Говоря о представителях первой эмиграции, не могу не вспомнить о моем близком друге, Николае Ивановиче Раевском (1909–1989), с которым нас связывала 15-летняя дружба, вплоть до его кончины. Офицер Иностранного легиона, после войны работавший во Французском институте в Вене, он был одной из самых ярких и оригинальных личностей, с которыми я когда-либо встречался.
С большой симпатией и благодарностью вспоминаю также Соллогубов, Андрея Владимировича и Наталью Борисовну (дочь писателя Бориса Зайцева). В 1987 году Наталья Борисовна издала в «Overseas Publications Interchange», не без моей скромной помощи, книгу своего отца «Мои современники». Подписывая мне это издание, она вдруг с озорной улыбкой спросила: «А вы будете писать о ваших современниках? О нас, например?» — «Буду. О вас и Андрее Владимировиче напишу, что вы были прекрасные люди».
Написал.
Что касается второй эмиграции, то я почти ее не знал, за исключением нескольких rescapes, чудом уцелевших, которых я встречал в «Посеве», издававшем в те времена мои книги. Мои «немецкие» друзья тех лет — Михаил Николаевич Окунев, архитектор (сын известного византолога), Олег Владимирович Перекрестов, директор «Посева», и его жена Ирина Витальевна были потомками первой эмиграции.

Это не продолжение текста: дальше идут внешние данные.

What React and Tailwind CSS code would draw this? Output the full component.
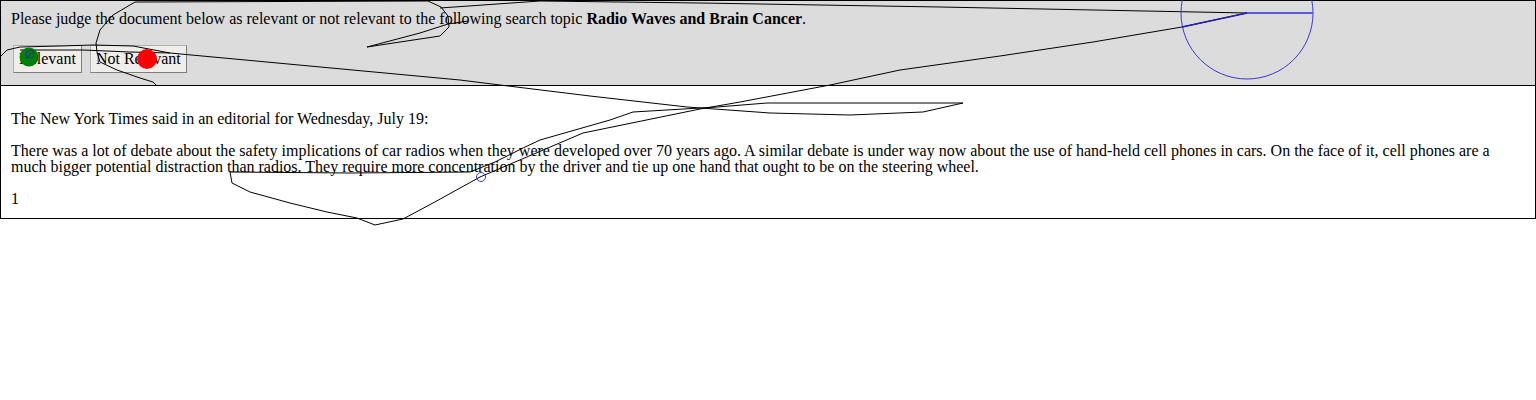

После отъезда в Германию, где я прожил с 1978 по 1981 год, после Страсбурга, где я работал два года в университете (1981–1982), большинство моих русских связей ослабло и даже распалось.
Были, я думаю, и иные причины моего удаления. Начиная с 1976 года я жил и работал во французской среде: репетитор в лицее, преподаватель русской грамматики на католическом факультете близ площади Терн — этой работой я был обязан Михаилу Славинскому, который представил меня декану, г-ну Франсуа Нотэру. В те же времена я прилежно посещал Коллеж де Франс и слушал лекции по истории итальянского искусства и французской средневековой литературе. Когда я был назначен в Лилльский университет, где и оставался почти четверть века (1982–2005), погружение во французскую среду усилилось. Этот переход осуществился не так безболезненно, как можно было бы подумать. Но меня всегда вдохновляла французская пословица «On ne peut pas bеtre et avoir betre» — нельзя быть и бывать, иначе говоря, невозможно одновременно жить в прошлом и настоящем.